Server liveness and readiness#

To check if OpenVINO Model Server is alive and will respond to requests you can use OVMS_ServerLive. Note that live status doesn’t guarantee the model readiness. Check the readiness with `OVMS_ServerReady’ call to show if initial configuration loading has finished including loading all correctly configured models.

Servable readiness#

To check if servable is ready for inference and metadata requests use OVMS_GetServableState specifying name and optionally version.

Servable metadata#

Execute OVMS_GetServableMetadata call to get information about servable inputs, outputs. If the request was successful you receive OVMS_ServableMetadata object. To get information about every input/output you must use first check for number of inputs/outputs with OVMS_ServableMetadataInputCount/OVMS_ServableMetadataOutputCount, and then use OVMS_ServableMetadataInput and OVMS_ServableMetadataOuput calls to extract details about each input/output. After retrieving required data you must release response object with OVMS_ServableMetadataDelete.

Server Metadata#

To check server metadata use OVMS_ServerMetadata call. It will create new object of type OVMS_Metadata that you need to later release with OVMS_StringFree. It will contain information about version of OpenVINO and version of Model Server. To serialize OVMS_ServerMetadata to string JSON you can use OVMS_SerializeMetadataToString function. This allocates char table that needs to be released later as well with OVMS_StringFree.

Limitations#

Launching server in single model mode is not supported.

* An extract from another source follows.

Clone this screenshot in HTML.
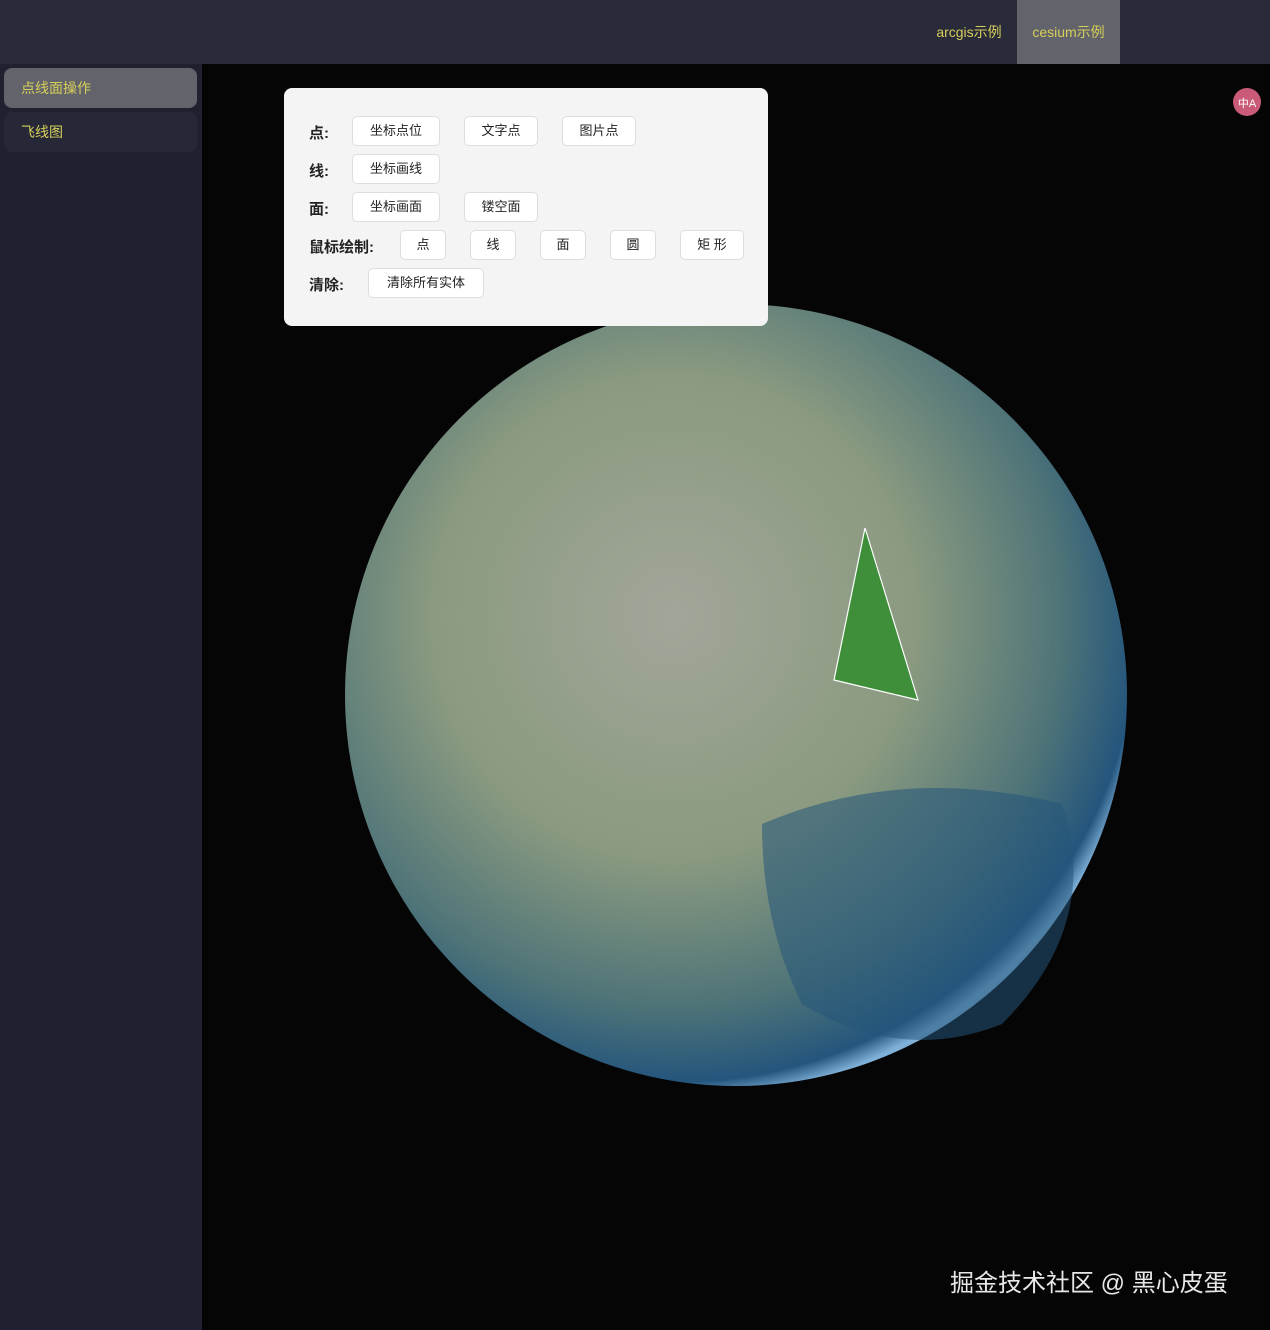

You must use configuration file.
There is no direct support for jpeg/png encoded input format through C API.
There is no metrics endpoint exposed through C API.
Inference scheduled through C API does not have metrics ovms_requests_success,ovms_requests_fail and ovms_request_time_us counted.
You cannot turn gRPC endpoint off, REST API endpoint is optional.
There is no API for asynchronous inference.
There is no support for stateful models.
There is no support for mediapipe graphs.